▶ _GOAL_
Return every line below in which "React" appears.

▶ _DATA PROVIDED_
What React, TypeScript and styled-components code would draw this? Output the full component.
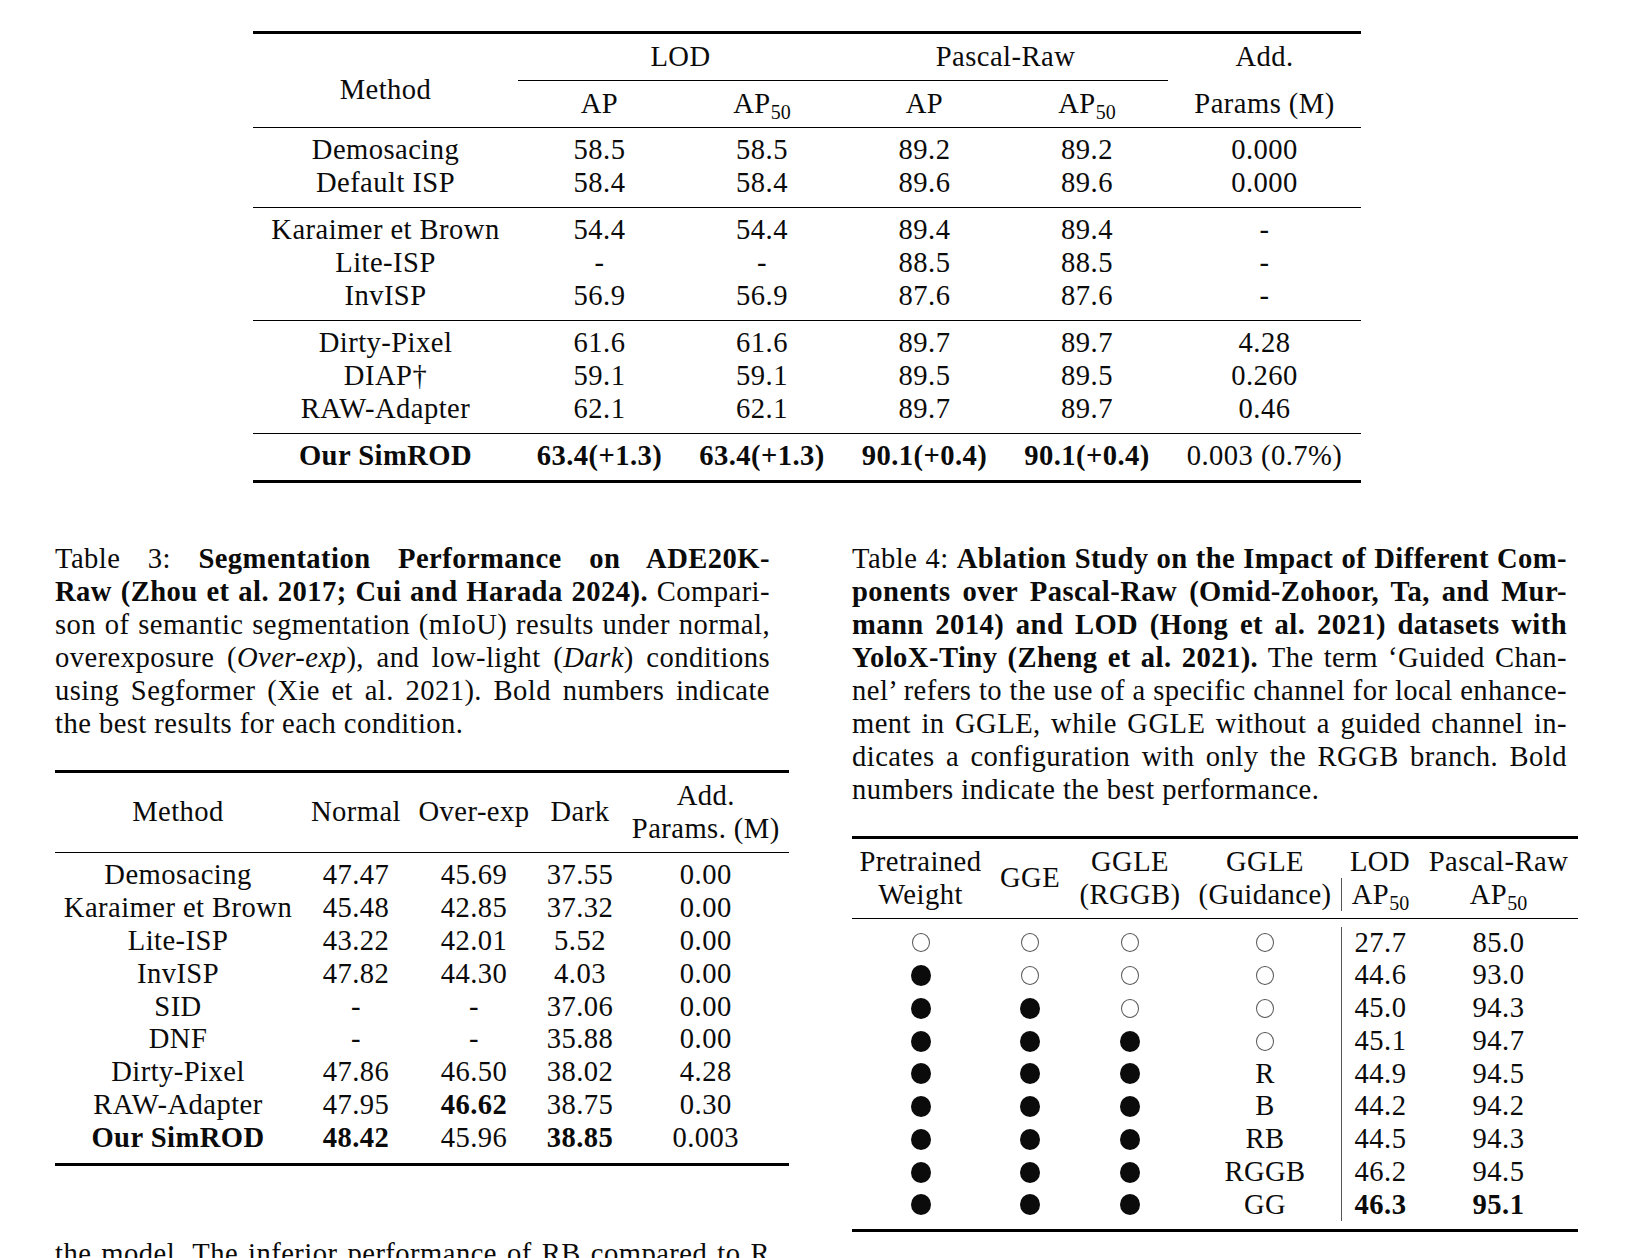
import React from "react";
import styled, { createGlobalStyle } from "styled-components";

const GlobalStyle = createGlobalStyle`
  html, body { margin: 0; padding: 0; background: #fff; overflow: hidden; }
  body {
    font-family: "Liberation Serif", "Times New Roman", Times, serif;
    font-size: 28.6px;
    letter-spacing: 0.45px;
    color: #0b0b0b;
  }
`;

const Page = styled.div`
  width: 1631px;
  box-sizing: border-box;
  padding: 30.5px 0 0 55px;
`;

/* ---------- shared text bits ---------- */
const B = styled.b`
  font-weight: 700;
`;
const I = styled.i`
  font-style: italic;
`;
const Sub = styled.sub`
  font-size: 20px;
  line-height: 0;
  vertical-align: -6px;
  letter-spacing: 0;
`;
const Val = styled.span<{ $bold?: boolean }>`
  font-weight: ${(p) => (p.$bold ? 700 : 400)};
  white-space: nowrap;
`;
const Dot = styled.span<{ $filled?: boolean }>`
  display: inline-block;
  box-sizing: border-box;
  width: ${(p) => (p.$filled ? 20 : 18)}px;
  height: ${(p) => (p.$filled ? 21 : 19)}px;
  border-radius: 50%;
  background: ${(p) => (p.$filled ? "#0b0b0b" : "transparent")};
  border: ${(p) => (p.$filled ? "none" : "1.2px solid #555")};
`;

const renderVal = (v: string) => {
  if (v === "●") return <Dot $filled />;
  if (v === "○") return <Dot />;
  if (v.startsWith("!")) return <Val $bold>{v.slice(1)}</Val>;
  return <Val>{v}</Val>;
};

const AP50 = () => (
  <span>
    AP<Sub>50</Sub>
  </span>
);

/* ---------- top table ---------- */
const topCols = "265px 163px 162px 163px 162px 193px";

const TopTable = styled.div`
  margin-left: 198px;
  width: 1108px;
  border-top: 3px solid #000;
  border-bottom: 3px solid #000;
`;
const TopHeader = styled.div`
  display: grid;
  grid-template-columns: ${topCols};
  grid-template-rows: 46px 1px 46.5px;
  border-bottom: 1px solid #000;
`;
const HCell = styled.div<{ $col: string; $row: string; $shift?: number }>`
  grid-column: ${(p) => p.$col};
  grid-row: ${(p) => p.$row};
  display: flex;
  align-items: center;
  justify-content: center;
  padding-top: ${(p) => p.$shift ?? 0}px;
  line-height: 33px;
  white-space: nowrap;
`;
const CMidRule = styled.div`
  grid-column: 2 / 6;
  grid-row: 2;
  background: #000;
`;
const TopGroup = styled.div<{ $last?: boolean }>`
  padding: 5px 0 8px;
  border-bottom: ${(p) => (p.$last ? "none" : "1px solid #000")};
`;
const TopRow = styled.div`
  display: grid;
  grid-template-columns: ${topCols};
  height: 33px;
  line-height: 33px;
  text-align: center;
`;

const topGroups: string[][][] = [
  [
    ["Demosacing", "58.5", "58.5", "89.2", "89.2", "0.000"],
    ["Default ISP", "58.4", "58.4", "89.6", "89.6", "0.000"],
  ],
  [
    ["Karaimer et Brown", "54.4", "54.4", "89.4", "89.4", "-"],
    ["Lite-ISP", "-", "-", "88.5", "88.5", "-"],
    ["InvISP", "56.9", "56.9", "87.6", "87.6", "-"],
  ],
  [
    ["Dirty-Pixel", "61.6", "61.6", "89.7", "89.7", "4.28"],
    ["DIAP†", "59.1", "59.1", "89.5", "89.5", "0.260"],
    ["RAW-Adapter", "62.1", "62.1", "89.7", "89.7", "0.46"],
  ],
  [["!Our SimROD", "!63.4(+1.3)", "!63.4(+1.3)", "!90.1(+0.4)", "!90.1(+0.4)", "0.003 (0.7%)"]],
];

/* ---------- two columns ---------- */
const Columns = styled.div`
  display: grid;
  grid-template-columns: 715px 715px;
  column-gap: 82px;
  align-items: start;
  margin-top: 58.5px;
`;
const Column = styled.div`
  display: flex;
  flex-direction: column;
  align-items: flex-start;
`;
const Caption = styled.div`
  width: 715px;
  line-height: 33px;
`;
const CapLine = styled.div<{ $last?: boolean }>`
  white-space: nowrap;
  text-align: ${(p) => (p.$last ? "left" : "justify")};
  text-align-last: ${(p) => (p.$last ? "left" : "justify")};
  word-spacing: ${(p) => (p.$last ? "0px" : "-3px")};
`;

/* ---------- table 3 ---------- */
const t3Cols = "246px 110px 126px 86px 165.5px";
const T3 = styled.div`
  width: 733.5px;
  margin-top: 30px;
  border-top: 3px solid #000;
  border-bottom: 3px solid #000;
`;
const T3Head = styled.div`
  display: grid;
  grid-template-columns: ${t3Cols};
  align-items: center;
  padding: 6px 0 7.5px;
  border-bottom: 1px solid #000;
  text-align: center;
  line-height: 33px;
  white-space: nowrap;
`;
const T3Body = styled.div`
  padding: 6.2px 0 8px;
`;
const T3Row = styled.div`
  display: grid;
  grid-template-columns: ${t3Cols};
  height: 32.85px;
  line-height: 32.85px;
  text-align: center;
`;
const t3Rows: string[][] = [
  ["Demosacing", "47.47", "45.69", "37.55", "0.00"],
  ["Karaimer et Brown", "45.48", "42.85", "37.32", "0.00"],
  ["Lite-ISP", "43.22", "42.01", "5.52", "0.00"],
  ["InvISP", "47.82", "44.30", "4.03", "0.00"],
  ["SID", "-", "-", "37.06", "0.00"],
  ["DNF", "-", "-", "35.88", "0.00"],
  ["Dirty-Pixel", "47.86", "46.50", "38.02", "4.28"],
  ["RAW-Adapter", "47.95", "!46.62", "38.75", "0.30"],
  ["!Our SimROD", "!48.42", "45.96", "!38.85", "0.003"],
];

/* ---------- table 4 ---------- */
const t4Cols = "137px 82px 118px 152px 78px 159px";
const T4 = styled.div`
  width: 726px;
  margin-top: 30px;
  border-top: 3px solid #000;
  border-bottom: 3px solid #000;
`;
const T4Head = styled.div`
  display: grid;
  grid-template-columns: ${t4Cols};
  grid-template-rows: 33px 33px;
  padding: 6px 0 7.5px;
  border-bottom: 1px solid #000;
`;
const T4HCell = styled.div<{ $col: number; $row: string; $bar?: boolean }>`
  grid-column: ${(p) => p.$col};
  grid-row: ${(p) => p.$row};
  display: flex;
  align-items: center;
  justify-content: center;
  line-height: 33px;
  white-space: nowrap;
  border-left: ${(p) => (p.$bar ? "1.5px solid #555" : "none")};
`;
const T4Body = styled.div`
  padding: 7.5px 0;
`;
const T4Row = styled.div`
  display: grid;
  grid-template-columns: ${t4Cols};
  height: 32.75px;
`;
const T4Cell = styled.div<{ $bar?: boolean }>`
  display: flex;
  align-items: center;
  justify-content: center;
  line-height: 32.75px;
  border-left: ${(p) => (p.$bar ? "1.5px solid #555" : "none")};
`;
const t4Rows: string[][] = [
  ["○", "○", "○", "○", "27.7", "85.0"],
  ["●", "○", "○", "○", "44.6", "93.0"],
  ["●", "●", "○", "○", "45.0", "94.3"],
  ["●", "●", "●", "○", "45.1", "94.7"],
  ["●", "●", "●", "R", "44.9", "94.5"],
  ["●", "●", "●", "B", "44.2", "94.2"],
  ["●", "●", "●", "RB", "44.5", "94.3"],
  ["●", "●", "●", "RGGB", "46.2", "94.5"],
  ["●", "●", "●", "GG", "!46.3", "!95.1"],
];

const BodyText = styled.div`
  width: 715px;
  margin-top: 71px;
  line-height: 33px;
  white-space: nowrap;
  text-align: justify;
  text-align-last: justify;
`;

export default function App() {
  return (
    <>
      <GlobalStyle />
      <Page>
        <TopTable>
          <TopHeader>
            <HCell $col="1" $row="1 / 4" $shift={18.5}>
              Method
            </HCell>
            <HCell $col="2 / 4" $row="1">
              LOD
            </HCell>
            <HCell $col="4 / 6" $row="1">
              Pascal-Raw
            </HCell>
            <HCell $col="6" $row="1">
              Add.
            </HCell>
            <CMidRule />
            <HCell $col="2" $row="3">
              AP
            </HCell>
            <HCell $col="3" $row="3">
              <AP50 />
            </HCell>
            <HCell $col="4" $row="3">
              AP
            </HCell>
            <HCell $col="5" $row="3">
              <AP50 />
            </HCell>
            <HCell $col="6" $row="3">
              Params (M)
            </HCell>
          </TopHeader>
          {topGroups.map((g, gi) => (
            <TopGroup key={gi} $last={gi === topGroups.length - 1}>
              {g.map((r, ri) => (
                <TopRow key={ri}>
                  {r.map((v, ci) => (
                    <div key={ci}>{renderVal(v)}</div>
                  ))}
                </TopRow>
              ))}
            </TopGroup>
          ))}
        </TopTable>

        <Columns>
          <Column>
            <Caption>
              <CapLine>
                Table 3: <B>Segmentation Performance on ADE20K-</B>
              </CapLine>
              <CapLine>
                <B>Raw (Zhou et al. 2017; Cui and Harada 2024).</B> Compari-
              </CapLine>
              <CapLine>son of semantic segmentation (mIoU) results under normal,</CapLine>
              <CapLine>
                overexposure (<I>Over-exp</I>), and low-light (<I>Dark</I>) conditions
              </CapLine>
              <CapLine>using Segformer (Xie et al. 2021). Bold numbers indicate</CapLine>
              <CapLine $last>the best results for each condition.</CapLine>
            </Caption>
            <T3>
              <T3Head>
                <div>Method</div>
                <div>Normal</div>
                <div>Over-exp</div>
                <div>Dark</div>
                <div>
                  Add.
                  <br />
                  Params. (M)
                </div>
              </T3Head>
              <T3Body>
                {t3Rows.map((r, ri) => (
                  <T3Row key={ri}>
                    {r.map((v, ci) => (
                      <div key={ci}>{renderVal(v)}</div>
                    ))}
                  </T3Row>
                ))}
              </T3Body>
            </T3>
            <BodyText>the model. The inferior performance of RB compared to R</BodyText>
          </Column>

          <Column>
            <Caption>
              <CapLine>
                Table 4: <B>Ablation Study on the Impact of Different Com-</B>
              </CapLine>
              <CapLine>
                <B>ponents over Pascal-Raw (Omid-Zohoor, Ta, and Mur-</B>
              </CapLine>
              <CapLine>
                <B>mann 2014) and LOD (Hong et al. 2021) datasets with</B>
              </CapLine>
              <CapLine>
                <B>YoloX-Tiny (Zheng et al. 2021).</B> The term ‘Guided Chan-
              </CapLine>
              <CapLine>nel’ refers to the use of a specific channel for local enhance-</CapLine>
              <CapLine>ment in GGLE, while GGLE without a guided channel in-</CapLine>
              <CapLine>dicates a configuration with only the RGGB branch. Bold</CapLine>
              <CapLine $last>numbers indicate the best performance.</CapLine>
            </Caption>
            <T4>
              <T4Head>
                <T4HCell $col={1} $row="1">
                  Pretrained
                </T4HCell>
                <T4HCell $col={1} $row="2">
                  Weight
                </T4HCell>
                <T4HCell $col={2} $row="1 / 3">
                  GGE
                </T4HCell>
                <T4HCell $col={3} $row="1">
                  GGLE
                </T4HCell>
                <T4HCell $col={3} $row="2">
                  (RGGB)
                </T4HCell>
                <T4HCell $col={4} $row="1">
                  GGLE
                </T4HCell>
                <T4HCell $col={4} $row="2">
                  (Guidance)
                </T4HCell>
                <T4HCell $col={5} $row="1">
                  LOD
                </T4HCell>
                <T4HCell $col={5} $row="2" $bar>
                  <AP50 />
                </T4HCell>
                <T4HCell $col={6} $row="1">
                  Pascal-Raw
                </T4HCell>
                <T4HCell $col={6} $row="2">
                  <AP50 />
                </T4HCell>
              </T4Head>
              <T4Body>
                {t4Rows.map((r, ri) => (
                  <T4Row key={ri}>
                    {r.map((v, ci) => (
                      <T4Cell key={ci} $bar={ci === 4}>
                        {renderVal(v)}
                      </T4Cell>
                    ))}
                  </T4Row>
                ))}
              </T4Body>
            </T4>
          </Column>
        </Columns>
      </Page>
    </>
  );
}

▶ _CORRECT ANSWER_
What React, TypeScript and styled-components code would draw this? Output the full component.
import React from "react";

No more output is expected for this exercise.